Mis derechos terminan cuando empiezan los derechos de los demás. Así de simple, así de sencillo debería ser entender una regla básica de convivencia social. Con ello deberíamos comprender que los derechos en términos amplios poseen límites, pues en la misma medida que exijo que se respete mi derecho de propiedad, tengo el deber de respetar el derecho de propiedad de los demás.

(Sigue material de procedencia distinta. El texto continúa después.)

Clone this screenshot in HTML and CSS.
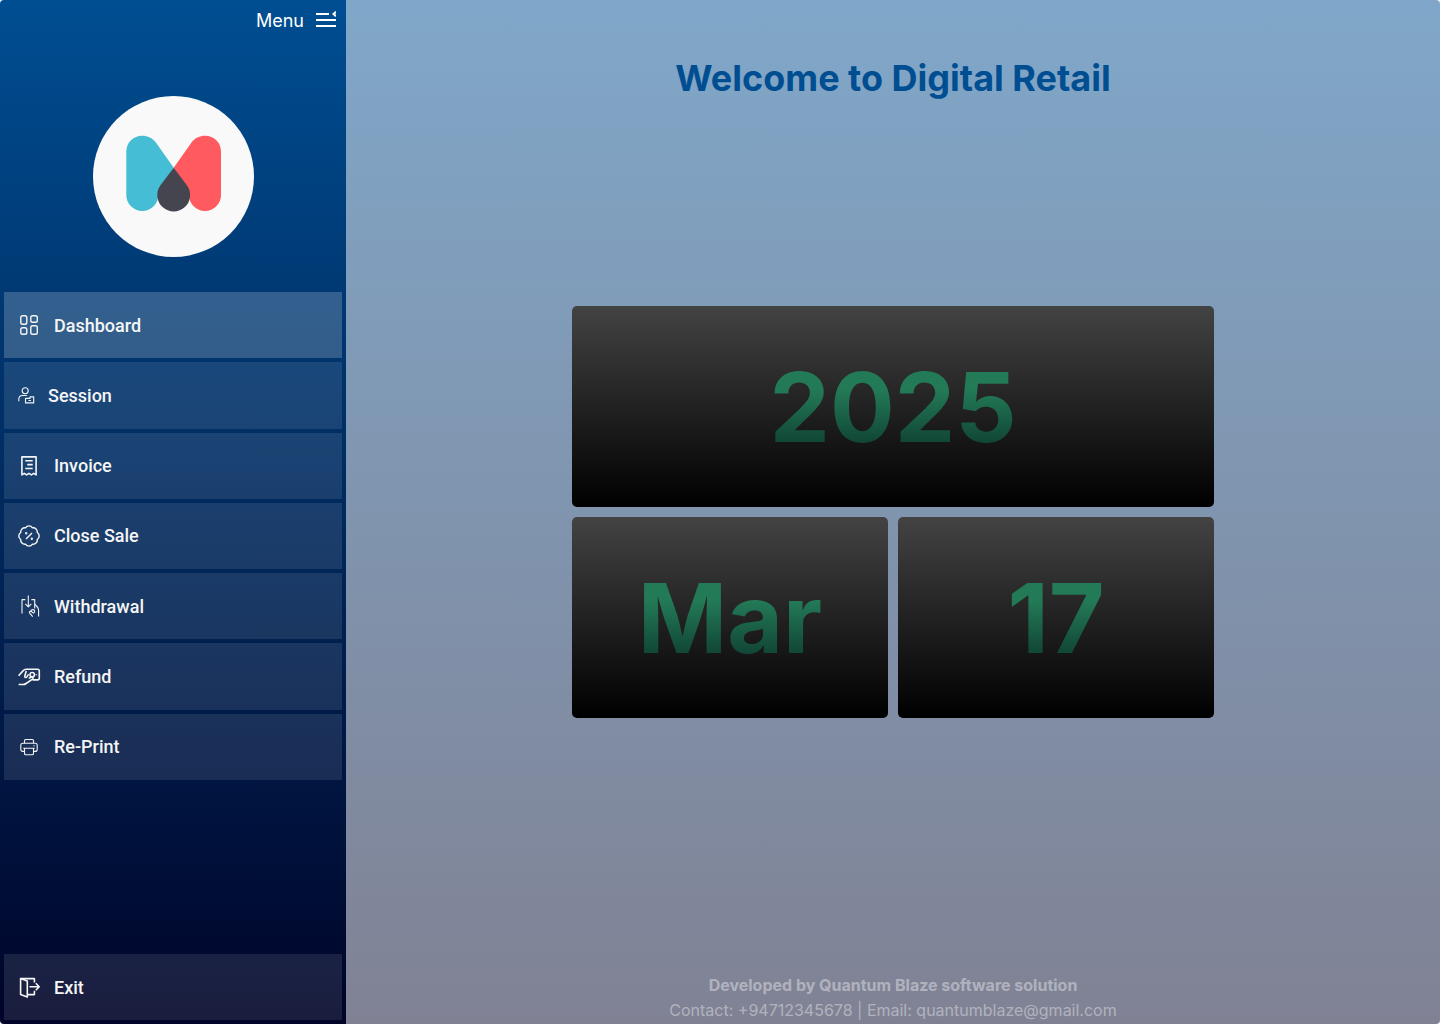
FILE: index.html
```html
<!DOCTYPE html>
<html lang="en">
<head>
  <meta charset="utf-8">
  <meta name="viewport" content="width=device-width, initial-scale=1">
  <title>Digital Retail</title>
  <link rel="stylesheet" href="styles.css">
</head>
<body>
  <div class="app">
    <aside class="sidebar">
      <button class="menu-toggle" type="button">
        <span class="label">Menu</span>
        <svg class="menu-icon" viewBox="0 0 20 18" aria-hidden="true">
          <path d="M0 3h13M0 9h20M0 15h20"/>
          <path d="M20 .8 17.500 3 20 5.200"/>
        </svg>
      </button>

      <svg class="logo" viewBox="0 0 161 161" role="img" aria-label="Company logo">
        <circle cx="80.5" cy="80.5" r="80.5" fill="#f9f9f9"/>
        <path fill="#45bdd5" d="M33.3 55.600a15.900 15.900 0 0 1 15.900-15.900c5.400 0 10.200 2.200 13.500 6.500L80.700 71.700 65.300 99a16 16 0 0 1-32 0z"/>
        <path fill="#ff5a60" d="M128 55.600A15.900 15.900 0 0 0 112.100 39.700c-5.400 0-10.200 2.200-13.400 6.500L80.700 71.700 96 99a16 16 0 0 0 32 0z"/>
        <path fill="#454550" d="M80.700 71.700 67.300 89.600a16.400 16.400 0 1 0 26.800 0z"/>
      </svg>

      <nav class="nav" aria-label="Main">
        <a class="nav-item is-active" href="#dashboard" aria-current="page">
          <svg class="icon" viewBox="0 0 22 22" aria-hidden="true">
            <rect x="2.800" y="1.800" width="6" height="8.500" rx="1.800"/>
            <rect x="12.800" y="1.800" width="6.500" height="6.500" rx="1.800"/>
            <rect x="2.800" y="13.800" width="6" height="6.500" rx="1.800"/>
            <rect x="12.800" y="11.800" width="6.500" height="8.500" rx="1.800"/>
          </svg>
          <span class="label">Dashboard</span>
        </a>
        <a class="nav-item" href="#session">
          <svg class="icon icon-small" viewBox="0 0 16 16" aria-hidden="true">
            <circle cx="7.200" cy="3.800" r="3"/>
            <path d="M.8 14.200v-2c0-2.200 1.600-3.700 3.800-3.700h4.200"/>
            <path d="M7.500 11v4.900h8.200V9.900H12v1.500H7.500M10.500 13.500h2.500"/>
          </svg>
          <span class="label">Session</span>
        </a>
        <a class="nav-item" href="#invoice">
          <svg class="icon icon-bold" viewBox="0 0 22 22" aria-hidden="true">
            <path d="M3.900 1.900h14.200v18l-2.400-1.500-2.300 1.500-2.400-1.500-2.400 1.500-2.300-1.500-2.400 1.500z"/>
            <path d="M7.300 5.700h7.400M9.200 9.600h5.500M7.300 13.500h7.400"/>
          </svg>
          <span class="label">Invoice</span>
        </a>
        <a class="nav-item" href="#close-sale">
          <svg class="icon" viewBox="0 0 22 22" aria-hidden="true">
            <path d="M7.500 2.800a4.200 4.200 0 0 1 7 0a4.200 4.200 0 0 1 4.800 4.700a4.200 4.200 0 0 1 0 7a4.200 4.200 0 0 1-4.800 4.700a4.200 4.200 0 0 1-7 0a4.200 4.200 0 0 1-4.800-4.700a4.200 4.200 0 0 1 0-7a4.200 4.200 0 0 1 4.800-4.700z"/>
            <path d="m8 14 6-6"/>
            <circle cx="8.200" cy="8.300" r=".5"/>
            <circle cx="13.800" cy="13.700" r=".5"/>
          </svg>
          <span class="label">Close Sale</span>
        </a>
        <a class="nav-item" href="#withdrawal">
          <svg class="icon icon-thin" viewBox="0 0 22 22" aria-hidden="true">
            <path d="M7.300 4.600H4v14M10.300.4v11.300M7.300 8.800l3 3 3-3M13.400 4.600h3.300v8.800"/>
            <path d="M16.700 9.300c2 1.600 3.900 3.700 3.900 6.200v6M14.700 21.600l-3-3.500c-1-1.300.6-2.500 1.700-1.600l1.600 1.400M12.800 16.200c.4-1.800 3-2.200 3.700-.6.500 1.200-.3 2.300-1.500 2.700"/>
          </svg>
          <span class="label">Withdrawal</span>
        </a>
        <a class="nav-item" href="#refund">
          <svg class="icon icon-bold" viewBox="0 0 22 22" aria-hidden="true">
            <path d="M.6 9.800 5.200 4.600C6 3.800 7 3.300 8.200 3.300h11.300c1.200 0 1.800.6 1.800 1.800v7c0 1.200-.6 1.800-1.800 1.800h-5"/>
            <path d="M.6 18.500h4.600c1.200 0 2-.3 2.900-1l6.400-4.400c1.300-1-.1-2.800-1.500-1.900l-2.300 1.200M8.300 5l-1.500 4.800c-.5 1.700 1.300 2.300 2.200.8l1-1.800"/>
            <circle cx="14.200" cy="8.700" r="2.200"/>
            <path d="M10.400 8.200v1M18.300 8.200v1"/>
          </svg>
          <span class="label">Refund</span>
        </a>
        <a class="nav-item" href="#re-print">
          <svg class="icon icon-thin" viewBox="0 0 22 22" aria-hidden="true">
            <path d="M6.500 7.300V4.800c0-.8.500-1.300 1.300-1.300h6.400c.8 0 1.300.5 1.300 1.300v2.500"/>
            <path d="M6.500 15.400H4.800c-1.300 0-2-.7-2-2V9.300c0-1.300.7-2 2-2h12.400c1.300 0 2 .7 2 2v4.100c0 1.300-.7 2-2 2h-1.700"/>
            <path d="M5.300 12.200h11.400M6.500 12.200v5.300c0 .8.500 1.300 1.300 1.300h6.400c.8 0 1.300-.5 1.300-1.300v-5.300M15.400 9.700h1.300"/>
          </svg>
          <span class="label">Re-Print</span>
        </a>
      </nav>

      <a class="nav-item nav-exit" href="#exit">
        <svg class="icon icon-bold" viewBox="0 0 22 22" aria-hidden="true">
          <path d="m2.600 2.600 6.700 2.500v16l-6.700-2.500z"/>
          <path d="M2.600 2.600h13.800v4M16.400 14.800v3.800H9.300M11.500 10.700h9.600M17.800 7.200l3.400 3.500-3.400 3.500"/>
        </svg>
        <span class="label">Exit</span>
      </a>
    </aside>

    <main class="main">
      <h1 class="title">Welcome to Digital Retail</h1>
      <section class="date" aria-label="Today's date">
        <div class="card card-year"><span class="value">2025</span></div>
        <div class="card"><span class="value">Mar</span></div>
        <div class="card"><span class="value">17</span></div>
      </section>
      <footer class="footer">
        <strong>Developed by Quantum Blaze software solution</strong>
        <span>Contact: +94712345678 | Email: quantumblaze@gmail.com</span>
      </footer>
    </main>
  </div>
</body>
</html>
```

FILE: styles.css
```css
* {
  box-sizing: border-box;
}

body {
  margin: 0;
  background: #fff;
  font-family: Inter, "Liberation Sans", sans-serif;
}

.app {
  display: grid;
  grid-template-columns: 346px 1fr;
  min-height: 100vh;
  border-radius: 4px;
  overflow: hidden;
}

.sidebar {
  display: flex;
  flex-direction: column;
  padding: 0 4px 4px;
  background: linear-gradient(#004e92, #000428);
  color: #fff;
}

.menu-toggle {
  display: flex;
  align-items: center;
  align-self: flex-end;
  gap: 12px;
  height: 40px;
  padding: 0 6px;
  border: 0;
  background: none;
  color: inherit;
  font: 400 18px/22px Inter, "Liberation Sans", sans-serif;
  cursor: pointer;
}

.label {
  padding-top: 1px;
}

.menu-icon {
  width: 20px;
  height: 18px;
  fill: none;
  stroke: #fff;
  stroke-width: 2;
}

.logo {
  align-self: center;
  width: 161px;
  height: 161px;
  margin: 56px 0 35px;
}

.nav {
  display: grid;
  grid-auto-rows: 1fr;
  gap: 4px;
  min-height: 488px;
}

.nav-item {
  display: flex;
  align-items: center;
  gap: 14px;
  min-height: 66px;
  padding: 0 14px;
  background: rgba(255, 255, 255, 0.1);
  color: #f5f5f5;
  font: 500 18px/22px Roboto, "Liberation Sans", sans-serif;
  text-decoration: none;
}

.nav-item.is-active {
  background: rgba(255, 255, 255, 0.2);
}

.nav-exit {
  margin-top: auto;
}

.icon {
  flex: none;
  width: 22px;
  height: 22px;
  fill: none;
  stroke: #f5f5f5;
  stroke-width: 1.4;
  stroke-linejoin: round;
  overflow: visible;
}

.icon-small {
  width: 16px;
  height: 16px;
  stroke-width: 1.1;
}

.icon-thin {
  stroke-width: 1.1;
}

.icon-bold {
  stroke-width: 1.6;
}

.main {
  display: grid;
  grid-template-rows: 1fr auto 1fr;
  justify-items: center;
  padding: 0 24px;
  background: linear-gradient(#80a7c9, #808294);
  text-align: center;
}

.title {
  margin: 56px 0 0;
  color: #004e92;
  font-size: 36px;
  font-weight: 700;
  line-height: 44px;
}

.date {
  display: grid;
  grid-template-columns: 1fr 1fr;
  gap: 10px;
  width: 100%;
  max-width: 642px;
}

.card {
  display: flex;
  align-items: center;
  justify-content: center;
  min-height: 201px;
  border-radius: 5px;
  background: linear-gradient(#434343, #000);
}

.card-year {
  grid-column: 1 / -1;
}

.value {
  background: linear-gradient(#237a57 35%, #093028);
  background-clip: text;
  -webkit-background-clip: text;
  color: transparent;
  font-size: 96px;
  font-weight: 700;
  line-height: 116px;
}

.footer {
  display: flex;
  flex-direction: column;
  align-self: end;
  padding-bottom: 1px;
  color: rgba(255, 255, 255, 0.4);
  font-size: 16px;
  line-height: 25px;
}
```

Sin embargo, gran parte de la sociedad se niega a entender que el cumplimiento de una regla tan simple podría devolvernos nuestro derecho a vivir en paz social.
La pandemia sigue desnudando la pobreza humana, cuando nos resistimos a acatar las disposiciones emitidas para controlar esta enfermedad que es tan letal como el incumplimiento del aislamiento social; la enfermedad mata pero la ignorancia también.
Los derechos – entre ellos la libertad – son atribuciones, facultades que todas las personas tenemos y que nos permite hacer o no hacer algo, pero ese hacer o no hacer se limita en la medida que los mismos derechos que se nos otorgan les corresponde en igual medida a todos los demás, y en ese sentido mi derecho a la libertad se convierte entonces no solo en un derecho sino también en un deber y una obligación de respeto.
Por eso decimos siempre que el derecho es al mismo tiempo un deber, ambas – derecho y deber – son como las dos caras de una misma moneda, no pueden desligarse la una de la otra; y esto nos debe permitir comprender que dentro de una determinada sociedad, cada derecho es al mismo tiempo una obligación.
Ante una realidad tan dura, necesitamos una reingeniería social urgente, desde todos los sectores del país, y aún más de los sectores educativos que tienen la noble misión de formar personas que contribuyan en la mejora de una sociedad que pide a gritos, el derecho a la convivencia sostenida en la paz social.
Finalmente, de cara al bicentenario, no basta con castigar a los culpables, sino evitar e impedir que tengamos más víctimas que lamentar, y para ello debemos formar mejores ciudadanos.